SSH – Steps the System Goes Through When Handling an SSH Connection

pamshellssh

What steps does the system go through when handling an SSH connection?

  1. We try to log in via ssh
  2. sshd starts pam and pam module to authenticate us
  3. Depending on pam configuration, we need to provide username and password (pam checks passwd and shadow files)
  4. pam checks for hosts.allow/deny, /etc/shells, and other things
  5. If everything goes fine we are logged in
  6. ???
  7. Shell is started

So my question is what mechanism is responsible for checking which shell is assigned to the user in their passwd file (in step 6)? Is it pam itself, some specific pam module, sshd, or something else? I know that I can replace the passwd file (for checking username and password) by writing a pam module, but how can I replace the passwd file for the shell entry?

Best Answer

As far as I know, PAM doesn't determine the user's shell, this is left to the application. PAM's session modules perform generic actions and checks that must be done for on every login using that particular service. If the application then wants to start a shell, it is free to do so, and will typically look up the shell in the user database.

Assuming your question is about OpenSSH, that's exactly what it does: once the user is authenticated, and the PAM session stuff has been done (if configured to use PAM¹), the ssh server looks up the shell in the user database (directly, not through the PAM library).

The user database isn't limited to /usr/passwd and friends. On Linux (which I assume you're using since you mention shadow), what makes up the user database is determined by the passwd setting in /etc/nsswitch.conf. In multi-computer setups, common additions to the local database are NIS and LDAP. If you want to use a shell that isn't the one in /etc/passwd, this may be what to configure (although it would be a bit strange, and maybe people can offer better suggestions if you tell us what you're trying to accomplish).

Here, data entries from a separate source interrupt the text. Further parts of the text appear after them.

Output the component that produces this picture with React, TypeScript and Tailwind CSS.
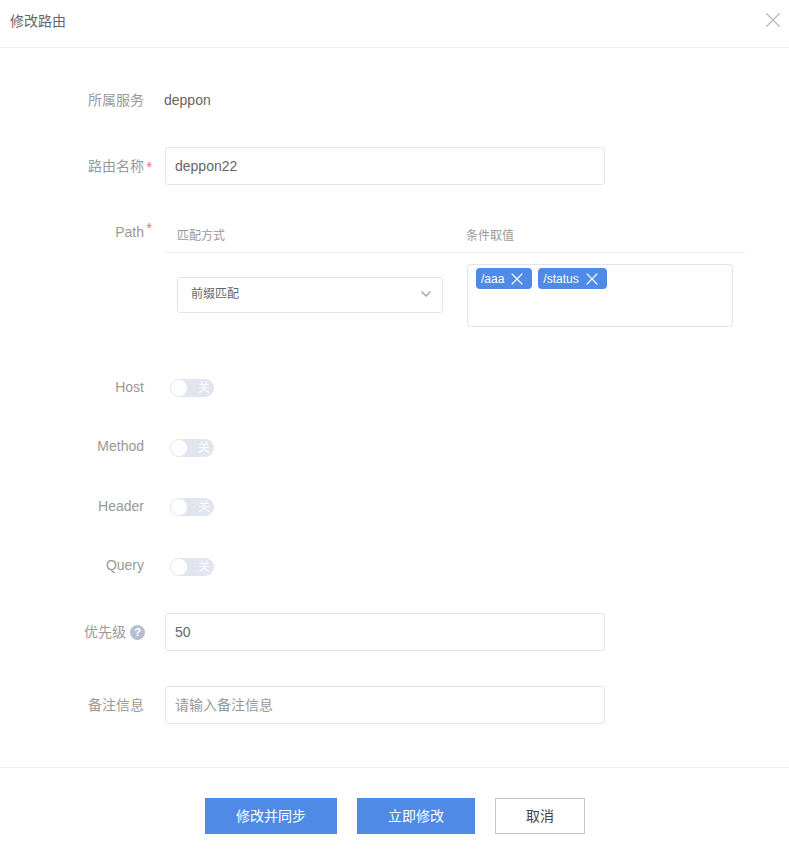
import { ChevronDown, X } from "lucide-react";
import type { ReactNode } from "react";

const font = "font-['Liberation_Sans','Noto_Sans_CJK_SC',sans-serif]";

function FormRow({
  label,
  className,
  labelClassName,
  children,
}: {
  label: ReactNode;
  className: string;
  labelClassName?: string;
  children: ReactNode;
}) {
  return (
    <div className={`flex ${className}`}>
      <div
        className={`relative flex w-[144px] shrink-0 items-center justify-end text-sm text-[#999] ${labelClassName ?? ""}`}
      >
        {label}
      </div>
      {children}
    </div>
  );
}

function Required({ className }: { className: string }) {
  return <span className={`absolute text-sm text-[#f56c6c] ${className}`}>*</span>;
}

function TextField({ value, placeholder }: { value?: string; placeholder?: string }) {
  return (
    <input
      readOnly
      value={value ?? ""}
      placeholder={placeholder}
      className="ml-[21px] h-[38px] w-[440px] rounded-[3px] border border-[#e1e5ee] bg-white px-[9px] text-sm text-[#666] outline-none placeholder:text-[#999]"
    />
  );
}

function Toggle() {
  return (
    <div className="relative ml-[26px] flex h-[18px] w-[44px] items-center justify-end rounded-full bg-[#e1e5ef] pr-[4px] text-xs leading-none text-white">
      <span className="absolute left-[1px] top-[1px] size-[16px] rounded-full bg-white" />
      关
    </div>
  );
}

function Tag({ text }: { text: string }) {
  return (
    <span className="flex h-[21px] items-center gap-[3px] rounded-[4px] bg-[#4f8ae6] pl-[5px] pr-[5px] text-xs font-medium text-white">
      {text}
      <X size={20} strokeWidth={1.3} />
    </span>
  );
}

export default function App() {
  return (
    <div className={`${font} h-[854px] w-[789px] overflow-hidden bg-white`}>
      <header className="flex h-[48px] items-center justify-between border-b border-[#f0f1f3] pl-[10px] pr-[3px] text-sm text-[#666]">
        <span className="-mt-[6px]">修改路由</span>
        <X size={26} strokeWidth={1} className="-mt-[7px] text-[#b5b5b5]" />
      </header>

      <FormRow label="所属服务" className="mt-[40px] h-[24px]">
        <span className="ml-[20px] self-center text-sm text-[#666]">deppon</span>
      </FormRow>

      <FormRow
        label={
          <>
            路由名称
            <Required className="-right-[8px] top-[10px]" />
          </>
        }
        className="mt-[35px]"
      >
        <TextField value="deppon22" />
      </FormRow>

      <FormRow
        label={
          <>
            Path
            <Required className="-right-[8px] top-[0px]" />
          </>
        }
        labelClassName="!items-start pt-[4px]"
        className="mt-[33px]"
      >
        <div className="ml-[21px] w-[580px]">
          <div className="flex h-[35px] items-center border-b border-[#eceef2] pt-[1px] text-xs text-[#999]">
            <span className="ml-[12px] w-[289px]">匹配方式</span>
            <span>条件取值</span>
          </div>
          <div className="mt-[11px] flex items-center pl-[12px]">
            <div className="-mt-[1px] flex h-[36px] w-[266px] items-center justify-between rounded-[3px] border border-[#e1e5ee] pb-[2px] pl-[13px] pr-[8px] text-xs text-[#666]">
              前缀匹配
              <ChevronDown size={16} strokeWidth={2.5} className="text-[#aaa]" />
            </div>
            <div className="ml-[24px] flex h-[63px] w-[266px] items-start gap-[6px] rounded-[3px] border border-[#e1e5ee] pl-[8px] pt-[3px]">
              <Tag text="/aaa" />
              <Tag text="/status" />
            </div>
          </div>
        </div>
      </FormRow>

      <FormRow label="Host" labelClassName="pb-[2px]" className="mt-[52px] h-[18px]">
        <Toggle />
      </FormRow>
      <FormRow label="Method" labelClassName="pb-[4px]" className="mt-[42px] h-[18px]">
        <Toggle />
      </FormRow>
      <FormRow label="Header" labelClassName="pb-[2px]" className="mt-[41px] h-[18px]">
        <Toggle />
      </FormRow>
      <FormRow label="Query" labelClassName="pb-[4px]" className="mt-[42px] h-[18px]">
        <Toggle />
      </FormRow>

      <FormRow
        label={
          <>
            优先级
            <span className="-mr-[1px] ml-[4px] flex size-[15px] items-center justify-center rounded-full bg-[#b4bfd2] text-[11px] font-bold leading-none text-white">
              ?
            </span>
          </>
        }
        className="mt-[37px]"
      >
        <TextField value="50" />
      </FormRow>

      <FormRow label="备注信息" className="mt-[35px]">
        <TextField placeholder="请输入备注信息" />
      </FormRow>

      <footer className="mt-[43px] flex justify-center gap-[20px] border-t border-[#f0f1f3] pl-[1px] pt-[30px] text-sm">
        <button className="h-[36px] w-[132px] bg-[#4f8ae6] text-white">修改并同步</button>
        <button className="h-[36px] w-[118px] bg-[#4f8ae6] text-white">立即修改</button>
        <button className="h-[36px] w-[90px] border border-[#c8c8c8] bg-white text-[#444]">取消</button>
      </footer>
    </div>
  );
}
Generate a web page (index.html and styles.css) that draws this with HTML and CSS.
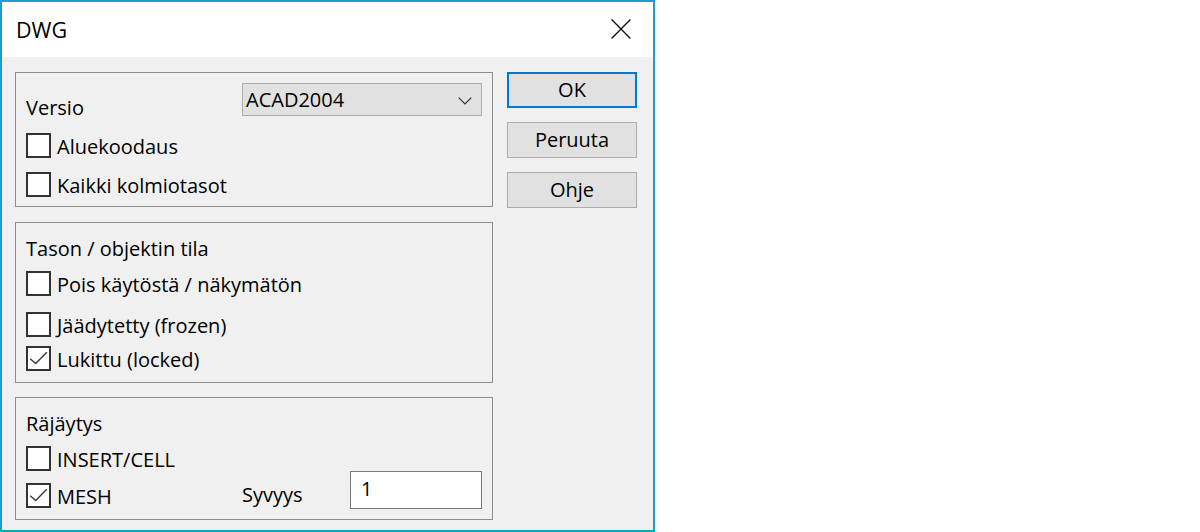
FILE: index.html
```html
<!DOCTYPE html>
<html lang="fi">
<head>
<meta charset="utf-8">
<title>DWG</title>
<link rel="stylesheet" href="styles.css">
</head>
<body>
<div class="dialog">
  <div class="titlebar">
    <span class="title">DWG</span>
    <svg class="close" width="20" height="20" viewBox="0 0 20 20" aria-hidden="true">
      <path d="M0.6 0.6 L19.4 19.4 M19.4 0.6 L0.6 19.4" stroke="#111" stroke-width="1.35" fill="none"/>
    </svg>
  </div>
  <div class="content">
    <div class="groups">
      <div class="group g1">
        <div class="pair">
          <span class="text versio">Versio</span>
          <div class="combo">
            <span class="text">ACAD2004</span>
            <svg class="chev" width="14" height="8" viewBox="0 0 14 8" aria-hidden="true">
              <path d="M0.7 0.7 L7 7 L13.3 0.7" stroke="#333" stroke-width="1.2" fill="none"/>
            </svg>
          </div>
        </div>
        <div class="check c-a"><span class="box"></span><span class="text label">Aluekoodaus</span></div>
        <div class="check c-b"><span class="box"></span><span class="text label">Kaikki kolmiotasot</span></div>
      </div>

      <div class="group g2">
        <div class="text heading">Tason / objektin tila</div>
        <div class="check c-c"><span class="box"></span><span class="text label">Pois käytöstä / näkymätön</span></div>
        <div class="check c-d"><span class="box"></span><span class="text label">Jäädytetty (frozen)</span></div>
        <div class="check c-e"><span class="box checked"><svg width="21" height="21" viewBox="0 0 21 21" aria-hidden="true"><path d="M2.2 10.8 L7.7 15.6 L18.8 4.3" stroke="#3c3c3c" stroke-width="1.4" fill="none"/></svg></span><span class="text label">Lukittu (locked)</span></div>
      </div>

      <div class="group g3">
        <div class="text heading">Räjäytys</div>
        <div class="check c-c"><span class="box"></span><span class="text label">INSERT/CELL</span></div>
        <div class="meshrow">
          <div class="check"><span class="box checked"><svg width="21" height="21" viewBox="0 0 21 21" aria-hidden="true"><path d="M2.2 10.8 L7.7 15.6 L18.8 4.3" stroke="#3c3c3c" stroke-width="1.4" fill="none"/></svg></span><span class="text label">MESH</span></div>
          <span class="text syvyys">Syvyys</span>
          <div class="input"><span class="text">1</span></div>
        </div>
      </div>
    </div>

    <div class="buttons">
      <div class="btn default">OK</div>
      <div class="btn">Peruuta</div>
      <div class="btn">Ohje</div>
    </div>
  </div>
</div>
</body>
</html>
```

FILE: styles.css
```css
html, body {
  margin: 0;
  padding: 0;
  background: #ffffff;
}

body {
  font-family: "Open Sans", "Noto Sans", sans-serif;
  font-size: 20px;
  color: #000;
}

.dialog {
  box-sizing: border-box;
  width: 655px;
  height: 532px;
  border: 2px solid #18a0c7;
  display: flex;
  flex-direction: column;
  background: #f0f0f0;
}

.titlebar {
  height: 55px;
  flex: none;
  background: #ffffff;
  display: flex;
  justify-content: space-between;
  align-items: flex-start;
}

.title {
  font-size: 21.5px;
  line-height: 24px;
  padding: 16px 0 0 14px;
}

.close {
  margin: 17px 22px 0 0;
  display: block;
}

.content {
  flex: 1;
  display: flex;
  gap: 14px;
  padding: 15px 16px 0 13px;
}

.groups {
  width: 478px;
  display: flex;
  flex-direction: column;
}

.group {
  box-sizing: border-box;
  border: 1px solid #8c8c8c;
  padding: 0 10px;
}

.g1 { height: 135px; padding-top: 10px; }
.g2 { height: 161px; padding-top: 14px; margin-top: 15px; }
.g3 { height: 123px; padding-top: 14px; margin-top: 14px; }

.text {
  line-height: 24px;
  white-space: nowrap;
}

.label {
  line-height: 27px;
  margin-bottom: -3px;
}

.pair {
  display: grid;
  grid-template-columns: 216px 240px;
  align-items: start;
}

.versio { margin-top: 13px; }

.combo {
  box-sizing: border-box;
  height: 33px;
  border: 1px solid #adadad;
  background: #e1e1e1;
  display: flex;
  align-items: flex-start;
  justify-content: space-between;
  padding: 4px 9px 0 3px;
}

.chev {
  margin-top: 9px;
  display: block;
}

.check {
  display: flex;
  align-items: flex-start;
  gap: 6px;
}

.box {
  box-sizing: border-box;
  width: 25px;
  height: 25px;
  border: 2px solid #333333;
  background: #ffffff;
  flex: none;
  display: flex;
  align-items: center;
  justify-content: center;
}

.box svg { display: block; }

.c-a { margin-top: 13px; }
.c-b { margin-top: 14px; }
.c-c { margin-top: 10px; }
.c-d { margin-top: 16px; }
.c-e { margin-top: 9px; }

.meshrow {
  display: grid;
  grid-template-columns: 216px 108px 132px;
  align-items: end;
}

.meshrow .check { margin-bottom: 1px; }
.syvyys { margin-bottom: 2px; }

.input {
  box-sizing: border-box;
  height: 38px;
  border: 1px solid #7a7a7a;
  background: #ffffff;
  padding: 3px 0 0 10px;
}

.buttons {
  width: 130px;
  display: flex;
  flex-direction: column;
  gap: 14px;
}

.btn {
  box-sizing: border-box;
  height: 36px;
  border: 1px solid #adadad;
  background: #e1e1e1;
  text-align: center;
  line-height: 34px;
}

.btn.default {
  border: 2px solid #0078d7;
  line-height: 32px;
}
```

If you want to have users without full shell access, the natural solution is to change /etc/passwd to put a restricted shell — perhaps rssh to allow only a few file-copying-type applications such as scp, rsync and cvs. You can also use forced commands in the user's ~/.ssh/authorized_keys file.

If you'd like to see a trace of what the ssh server is doing, start the daemon as ssh -ddd. You can also get the client's view with ssh -vvv, though here the server's view is what will interest you most.

¹ OpenSSH only uses PAM if it is configured with PAM support and the UsePAM directive is set to yes in sshd_config. Even when it uses PAM, it offers other authentication methods in addition to PAM; in particular public key authentication does not go through PAM.